齐长永倒是不知道这些事,他听姚佩兰提过一嘴,可没想到齐凌真的一分没动。
齐凌见他不说话,目光转向他怀里的齐悦,“明明对比起来,我比齐悦优秀更多,可你们为什么还是这样对我?”
他仿佛在自言自语,“说是生下齐悦是为了以后可以陪我,可是自他出生,你们没让我抱过一次齐悦,他现在甚至不知道我是谁吧?”
“为什么呢?怕被我传染?我是什么可怕的病毒吗?”
齐凌语气越来越轻,最后,像是呢喃,“在意的话,你们为什么不说呢?”
就算高三那段时间他将自己包装的跟常人无异,他们也不会再相信他,甚至监视他,跟踪他,几乎将他逼疯。
齐长永当然知道齐凌的意思,眼里的厌恶再也挡不住,“你还好意思!你老实交代,你是不是还存了那心思!你脖子上那恶心的玩意是谁留下的?”

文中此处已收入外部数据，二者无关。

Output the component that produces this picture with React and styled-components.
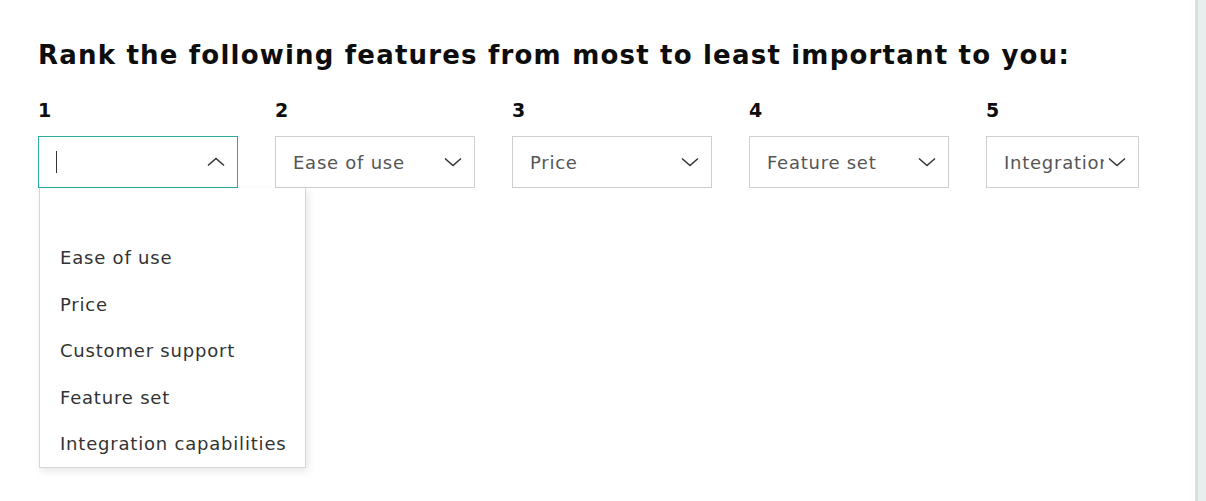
import React from 'react';
import styled, { createGlobalStyle } from 'styled-components';

const GlobalStyle = createGlobalStyle`
  html, body {
    margin: 0;
    padding: 0;
    background: #ffffff;
  }
  body {
    font-family: "DejaVu Sans", "Liberation Sans", sans-serif;
    color: #111;
  }
`;

const Page = styled.div`
  display: flex;
  height: 501px;
  overflow: hidden;
`;

const Main = styled.main`
  flex: 1;
  padding: 39px 0 0 38px;
`;

const SidePanel = styled.aside`
  width: 8px;
  background: #e7eeed;
  border-left: 3px solid #d8e1df;
`;

const Title = styled.h2`
  margin: 0;
  font-size: 26px;
  line-height: 32px;
  font-weight: 700;
  letter-spacing: 1.2px;
  color: #0d0d0d;
`;

const Row = styled.div`
  display: flex;
  gap: 37px;
  margin-top: 27px;
`;

const Field = styled.div`
  position: relative;
  display: flex;
  flex-direction: column;
  width: ${(p) => p.$width}px;
`;

const Label = styled.div`
  font-size: 19px;
  line-height: 24px;
  font-weight: 700;
  color: #0d0d0d;
  margin-bottom: 14px;
`;

const SelectBox = styled.div`
  box-sizing: border-box;
  height: 52px;
  display: flex;
  align-items: center;
  gap: 4px;
  padding: 0 12px 0 17px;
  border: ${(p) => (p.$open ? '1.5px solid #2aab9c' : '1px solid #cfcfcf')};
  background: #fff;
`;

const Value = styled.span`
  flex: 1;
  min-width: 0;
  overflow: hidden;
  white-space: nowrap;
  font-size: 18px;
  letter-spacing: 0.75px;
  color: #555;
`;

const Caret = styled.span`
  display: block;
  width: 1px;
  height: 22px;
  background: #333;
`;

const Chevron = styled.svg`
  flex: none;
  width: 18px;
  height: 10px;
  ${(p) => (p.$up ? 'transform: rotate(180deg);' : '')}
`;

const Menu = styled.ul`
  position: absolute;
  top: 100%;
  left: 1px;
  width: 267px;
  box-sizing: border-box;
  margin: 0;
  padding: 0;
  list-style: none;
  background: #fff;
  border: 1px solid #d6d6d6;
  border-top: none;
  box-shadow: 2px 3px 8px rgba(0, 0, 0, 0.1);
  z-index: 2;
`;

const Option = styled.li`
  height: 46.5px;
  display: flex;
  align-items: center;
  padding: 0 20px;
  font-size: 18px;
  letter-spacing: 0.8px;
  color: #333;
  white-space: nowrap;
`;

const ChevronIcon = ({ up }) => (
  <Chevron $up={up} viewBox="0 0 18 10">
    <path d="M1 1.5 L9 8.5 L17 1.5" fill="none" stroke="#333" strokeWidth="1.5" />
  </Chevron>
);

const options = ['Ease of use', 'Price', 'Customer support', 'Feature set', 'Integration capabilities'];

const ranks = [
  { rank: 1, value: '', width: 200, open: true },
  { rank: 2, value: 'Ease of use', width: 200 },
  { rank: 3, value: 'Price', width: 200 },
  { rank: 4, value: 'Feature set', width: 200 },
  { rank: 5, value: 'Integration capabilities', width: 153 },
];

export default function App() {
  return (
    <>
      <GlobalStyle />
      <Page>
        <Main>
          <Title>Rank the following features from most to least important to you:</Title>
          <Row>
            {ranks.map((r) => (
              <Field key={r.rank} $width={r.width}>
                <Label>{r.rank}</Label>
                <SelectBox $open={r.open}>
                  <Value>{r.open ? <Caret /> : r.value}</Value>
                  <ChevronIcon up={r.open} />
                </SelectBox>
                {r.open && (
                  <Menu>
                    <Option />
                    {options.map((o) => (
                      <Option key={o}>{o}</Option>
                    ))}
                  </Menu>
                )}
              </Field>
            ))}
          </Row>
        </Main>
        <SidePanel />
      </Page>
    </>
  );
}
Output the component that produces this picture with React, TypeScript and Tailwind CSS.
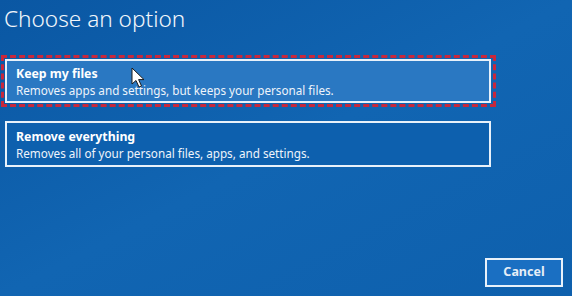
import React from 'react';

const options = [
  { title: 'Keep my files', desc: 'Removes apps and settings, but keeps your personal files.', selected: true },
  { title: 'Remove everything', desc: 'Removes all of your personal files, apps, and settings.', selected: false },
];

const Cursor = () => (
  <svg className="absolute left-[124px] top-[6px]" width="16" height="22" viewBox="0 0 16 22">
    <path d="M1 1 L1 17 L5 13.5 L8 20 L10.5 19 L7.6 12.6 L13 12.6 Z" fill="#ffffff" stroke="#1a1a1a" strokeWidth="1" strokeLinejoin="round" />
  </svg>
);

const OptionBox: React.FC<{ title: string; desc: string; selected: boolean }> = ({ title, desc, selected }) => (
  <div className={`relative w-[486px] border-2 border-[#e8f1fa] px-[9px] ${selected ? 'h-[44px] bg-[#2a78c2] pt-[4px]' : 'h-[46px] bg-[#0d60ae] pt-[5px]'}`}>
    <div className="text-[12.3px] font-bold leading-[17px] text-white">{title}</div>
    <div className="text-[11.7px] leading-[16px] text-[#eef4fb]">{desc}</div>
    {selected && <Cursor />}
  </div>
);

export default function App() {
  return (
    <div
      className="relative flex h-[296px] w-[572px] flex-col overflow-hidden bg-gradient-to-br from-[#0a57a3] via-[#1165b2] to-[#0e60ad] font-['Noto_Sans','Open_Sans',sans-serif]"
    >
      <h1 className="pl-[4px] pt-[3px] text-[22.6px] font-light leading-[32px] text-[#f2f6fb]">Choose an option</h1>

      <div className="mt-[20px] flex flex-col">
        <div className="ml-[1px] w-[495px] border-[3px] border-dashed border-[#c8283c] p-[1px]">
          <OptionBox {...options[0]} />
        </div>
        <div className="ml-[5px] mt-[14px]">
          <OptionBox {...options[1]} />
        </div>
      </div>

      <div className="mt-auto mb-[9px] mr-[9px] flex justify-end">
        <button className="h-[29px] w-[78px] border-2 border-[#e8f1fa] bg-[#1a6fc2] text-[12.5px] font-bold text-[#e6eef7]">
          Cancel
        </button>
      </div>
    </div>
  );
}
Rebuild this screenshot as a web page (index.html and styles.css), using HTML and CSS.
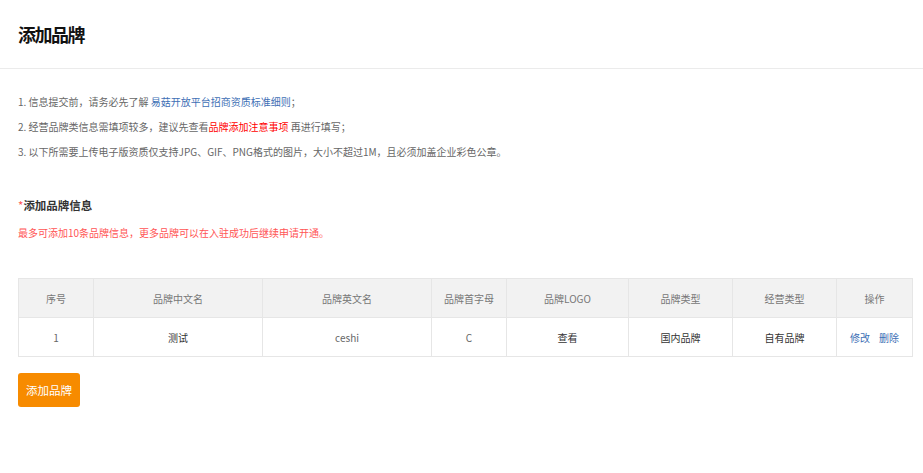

齐凌扯了扯嘴角,“就这一个痕迹你们就觉得我恶心是吗?那也没错。”
他已经不想去辩驳什么了,反正的确是事实。
这么多已经足够让他明白了一件事,他爸妈根本不爱他,只是想将自己困住。
现在闹成这样,正好摊牌讲清楚。
可是他没想到,更离谱的事还在后面。
姚佩兰从楼上下来,往他脸上扔了一件衬衫,怒不可遏:“齐凌,这是谁的衣服!”